Faster FREAD with Pandas

One of the things I like to do is to scale up things using the ridiculous amount of cores at my disposal (sometimes even for a good reason). One of these examples is when I had to model millions of CDRs (or loops) using FREAD.

The process through which you model a loop in Fread is:

  1. Pre-filtering step: Anchor Ca separation and ESST score in between your target and all the templates in the DB. The ones that pass a threshold are saved for step 2
  2. Anchor RMSD test

The major bottleneck for such an analysis is step 1, where most of the templates are filtered out so for step 2 you get a very reduced subset. The data for doing the Anchor Ca separation and ESST score is all stored for each possible template in one row of an sqlite database. So when you do step 1 you will go through each row of this table and calculate the score, with the database is stored on the hard drive so costly I/O. This is fine for the original purpose of Fread, where you filled in a missing loop for one structure, but when you are doing it for 100 million examples, going through a table stored on a hard drive 100 million times, sequentially, it is going to be SLOW. I say sequentially because for the python implementation using sqlite3 I had a lot of trouble trying to use a db handle on multiple threads, or load the same sql file on different instances on threads, it just crashes for no good reason. There has been chat about this on stackoverflow and I think this has moved on since I implemented it in 2015. Nevertheless, I wanted a simple and clean solution.
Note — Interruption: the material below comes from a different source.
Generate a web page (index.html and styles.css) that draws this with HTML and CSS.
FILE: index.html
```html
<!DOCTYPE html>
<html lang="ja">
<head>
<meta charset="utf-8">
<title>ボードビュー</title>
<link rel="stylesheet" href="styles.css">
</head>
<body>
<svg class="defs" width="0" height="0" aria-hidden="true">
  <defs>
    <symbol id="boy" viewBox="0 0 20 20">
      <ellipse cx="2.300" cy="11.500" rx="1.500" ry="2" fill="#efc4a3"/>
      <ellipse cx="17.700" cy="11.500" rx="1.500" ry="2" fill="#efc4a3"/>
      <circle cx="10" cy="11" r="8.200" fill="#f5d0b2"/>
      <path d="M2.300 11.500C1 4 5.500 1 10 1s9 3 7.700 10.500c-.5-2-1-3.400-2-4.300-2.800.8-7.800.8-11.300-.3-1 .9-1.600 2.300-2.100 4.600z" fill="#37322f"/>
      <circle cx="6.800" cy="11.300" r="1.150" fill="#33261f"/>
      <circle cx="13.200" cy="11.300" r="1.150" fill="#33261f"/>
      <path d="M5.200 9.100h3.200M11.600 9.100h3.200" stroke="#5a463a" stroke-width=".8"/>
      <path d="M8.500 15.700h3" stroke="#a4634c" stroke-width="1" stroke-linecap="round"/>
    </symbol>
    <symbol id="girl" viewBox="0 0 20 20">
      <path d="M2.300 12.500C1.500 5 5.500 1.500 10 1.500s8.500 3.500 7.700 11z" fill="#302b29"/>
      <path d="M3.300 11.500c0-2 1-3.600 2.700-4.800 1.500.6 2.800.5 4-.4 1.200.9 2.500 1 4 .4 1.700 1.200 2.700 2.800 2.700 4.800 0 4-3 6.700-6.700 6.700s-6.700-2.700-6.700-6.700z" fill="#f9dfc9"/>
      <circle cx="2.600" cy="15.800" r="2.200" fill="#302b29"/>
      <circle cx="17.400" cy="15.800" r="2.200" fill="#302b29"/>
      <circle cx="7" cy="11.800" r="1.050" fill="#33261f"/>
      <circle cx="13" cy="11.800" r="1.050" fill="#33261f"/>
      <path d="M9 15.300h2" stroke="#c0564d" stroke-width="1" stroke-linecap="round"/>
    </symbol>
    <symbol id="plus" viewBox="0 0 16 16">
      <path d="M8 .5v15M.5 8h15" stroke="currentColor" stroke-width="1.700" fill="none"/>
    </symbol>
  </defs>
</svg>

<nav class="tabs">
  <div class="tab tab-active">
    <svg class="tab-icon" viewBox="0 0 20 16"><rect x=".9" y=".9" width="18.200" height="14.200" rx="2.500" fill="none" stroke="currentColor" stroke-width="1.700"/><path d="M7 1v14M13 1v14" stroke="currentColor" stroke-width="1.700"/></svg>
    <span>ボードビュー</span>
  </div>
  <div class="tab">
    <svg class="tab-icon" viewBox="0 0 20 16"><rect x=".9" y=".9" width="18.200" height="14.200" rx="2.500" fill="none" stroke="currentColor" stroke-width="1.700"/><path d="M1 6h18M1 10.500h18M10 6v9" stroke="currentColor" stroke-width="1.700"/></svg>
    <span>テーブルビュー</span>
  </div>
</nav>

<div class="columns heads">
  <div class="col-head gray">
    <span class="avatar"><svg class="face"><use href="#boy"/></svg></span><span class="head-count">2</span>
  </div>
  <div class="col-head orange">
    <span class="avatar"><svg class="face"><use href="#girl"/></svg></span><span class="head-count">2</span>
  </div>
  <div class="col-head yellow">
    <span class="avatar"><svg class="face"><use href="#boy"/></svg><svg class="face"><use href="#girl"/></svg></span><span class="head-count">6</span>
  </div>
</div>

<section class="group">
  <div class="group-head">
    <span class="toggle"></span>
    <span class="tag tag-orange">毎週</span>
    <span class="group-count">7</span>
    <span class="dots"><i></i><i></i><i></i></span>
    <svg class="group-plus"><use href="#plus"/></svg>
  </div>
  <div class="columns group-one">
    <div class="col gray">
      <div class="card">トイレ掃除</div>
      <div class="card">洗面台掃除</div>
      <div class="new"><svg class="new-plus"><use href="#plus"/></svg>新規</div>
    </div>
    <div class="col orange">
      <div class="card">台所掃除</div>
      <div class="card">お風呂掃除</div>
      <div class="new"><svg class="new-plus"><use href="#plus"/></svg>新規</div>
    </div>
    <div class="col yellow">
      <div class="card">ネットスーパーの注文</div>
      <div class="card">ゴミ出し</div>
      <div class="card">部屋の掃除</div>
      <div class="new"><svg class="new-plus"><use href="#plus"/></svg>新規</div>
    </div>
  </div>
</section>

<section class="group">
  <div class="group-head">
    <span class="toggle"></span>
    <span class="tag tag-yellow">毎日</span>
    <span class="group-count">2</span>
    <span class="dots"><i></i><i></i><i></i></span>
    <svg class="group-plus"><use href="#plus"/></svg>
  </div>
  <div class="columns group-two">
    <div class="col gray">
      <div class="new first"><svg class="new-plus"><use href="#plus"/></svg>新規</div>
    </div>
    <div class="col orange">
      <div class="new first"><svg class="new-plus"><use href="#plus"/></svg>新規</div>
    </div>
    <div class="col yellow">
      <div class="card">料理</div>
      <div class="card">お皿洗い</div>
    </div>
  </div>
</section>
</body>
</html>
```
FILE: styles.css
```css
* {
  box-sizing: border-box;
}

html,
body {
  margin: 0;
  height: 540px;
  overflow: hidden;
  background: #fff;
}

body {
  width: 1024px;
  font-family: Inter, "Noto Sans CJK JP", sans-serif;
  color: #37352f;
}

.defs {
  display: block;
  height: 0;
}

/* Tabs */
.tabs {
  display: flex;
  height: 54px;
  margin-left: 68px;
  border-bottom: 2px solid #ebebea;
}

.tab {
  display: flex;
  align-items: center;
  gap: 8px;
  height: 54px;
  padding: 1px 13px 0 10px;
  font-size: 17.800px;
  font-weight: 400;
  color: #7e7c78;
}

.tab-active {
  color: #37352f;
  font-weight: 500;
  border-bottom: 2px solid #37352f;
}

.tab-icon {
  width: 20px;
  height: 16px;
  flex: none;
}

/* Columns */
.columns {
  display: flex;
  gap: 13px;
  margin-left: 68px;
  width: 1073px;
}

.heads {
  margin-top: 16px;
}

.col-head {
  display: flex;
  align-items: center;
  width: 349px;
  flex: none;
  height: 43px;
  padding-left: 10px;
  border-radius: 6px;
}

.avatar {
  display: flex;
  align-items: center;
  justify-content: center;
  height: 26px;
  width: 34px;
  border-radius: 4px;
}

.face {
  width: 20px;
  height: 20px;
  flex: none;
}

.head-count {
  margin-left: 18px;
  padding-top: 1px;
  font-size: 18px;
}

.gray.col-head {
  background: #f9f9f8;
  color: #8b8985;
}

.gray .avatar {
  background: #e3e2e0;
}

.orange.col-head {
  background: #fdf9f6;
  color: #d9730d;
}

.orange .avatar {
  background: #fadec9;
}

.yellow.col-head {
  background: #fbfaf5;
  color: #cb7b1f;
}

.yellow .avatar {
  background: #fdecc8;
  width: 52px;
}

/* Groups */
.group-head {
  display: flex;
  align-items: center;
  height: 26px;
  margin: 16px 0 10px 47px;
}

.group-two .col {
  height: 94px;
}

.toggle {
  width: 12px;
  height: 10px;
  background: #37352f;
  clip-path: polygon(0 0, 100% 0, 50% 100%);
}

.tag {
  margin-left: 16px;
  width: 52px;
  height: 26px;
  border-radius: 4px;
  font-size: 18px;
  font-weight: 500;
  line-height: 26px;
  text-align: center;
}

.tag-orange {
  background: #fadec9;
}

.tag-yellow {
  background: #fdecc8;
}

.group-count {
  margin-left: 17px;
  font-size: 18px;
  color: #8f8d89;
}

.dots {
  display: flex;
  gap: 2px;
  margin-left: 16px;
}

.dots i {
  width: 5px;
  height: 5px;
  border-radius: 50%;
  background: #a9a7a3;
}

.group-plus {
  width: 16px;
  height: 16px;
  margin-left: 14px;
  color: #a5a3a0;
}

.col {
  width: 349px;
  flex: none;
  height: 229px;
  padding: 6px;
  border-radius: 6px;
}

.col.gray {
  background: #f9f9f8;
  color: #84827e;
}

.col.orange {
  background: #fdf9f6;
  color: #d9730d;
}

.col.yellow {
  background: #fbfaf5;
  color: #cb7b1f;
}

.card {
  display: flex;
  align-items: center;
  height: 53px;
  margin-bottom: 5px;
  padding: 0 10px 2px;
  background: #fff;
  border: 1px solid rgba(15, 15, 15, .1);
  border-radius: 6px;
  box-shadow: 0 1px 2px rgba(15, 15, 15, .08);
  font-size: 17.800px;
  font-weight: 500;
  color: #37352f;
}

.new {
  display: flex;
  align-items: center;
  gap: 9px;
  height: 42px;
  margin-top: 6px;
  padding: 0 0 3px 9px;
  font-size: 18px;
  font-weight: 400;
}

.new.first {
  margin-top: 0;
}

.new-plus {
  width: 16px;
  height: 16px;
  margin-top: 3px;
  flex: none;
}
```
I decided to transform the sqlite3 database into a Pandas object. Pandas objects are basically a convenient way of storing tables with methods available that mimick conventional querying mechanisms for databases. These are stored in memory, easily dumped as pickle files, and can be easily duplicated between threads so no issues with thread safety. Obviously you need to have enough memory to store all of that, but for my application that was not a problem. Below is some sample code on how I used it to transform the template DB from FREAD.

import pandas as pd
import sqlite3 as sql

rows = []

# connect to your fread sql file
conn = sql.connect("fread_sql_file.sql")
try:
    query = "SELECT dihedral, sequence, pdbcode, start, anchor, bound FROM loops"
    results = conn.execute(query)
    for row in results:
        # store the rows as a list of dictionaries
        rows.append(dict(zip(['dihedral', 'length', 'pdbcode', 'anchor', 'sequence', 'start', 'bound'], [row[0], len(row[1]), row[2], row[4] ,row[1], row[3], row[5]])))
        
except Exception as e:
    print "Error during query", str(e)
    conn.close()

# create a pandas dataframe from the list of dictionaries 
df = pd.DataFrame(rows)
# store the table as a pickle file which you can reload later (this is very fast!)
df.to_pickle("fread_pandas_file.pickle")

After running this you will have your sql database as a pandas dataframe, and you can write methods which are thread safe to model loops as below:

import pandas as pd

THRESHOLD = 25
cdr_db pd.read_pickle("fread_pandas_file.sqlite")


def model_loop(query_sequence, query_anchors_ca):
    # score_sequence_db_helper is your function that attaches a scores based on your query sequence and the row in the template db
    scores = cdr_db.apply(lambda row: score_sequence_db_helper(row, query_sequence, query_anchors_ca), axis=1)

    # attach the score
    results = zip(list(cdr_db['pdbcode']), scores, list(cdr_db['sequence']))

    # keep the ones that are over the threshold
    results = filter(lambda (pdb_code, score, sequence): score>=THRESHOLD, results)
    
    return results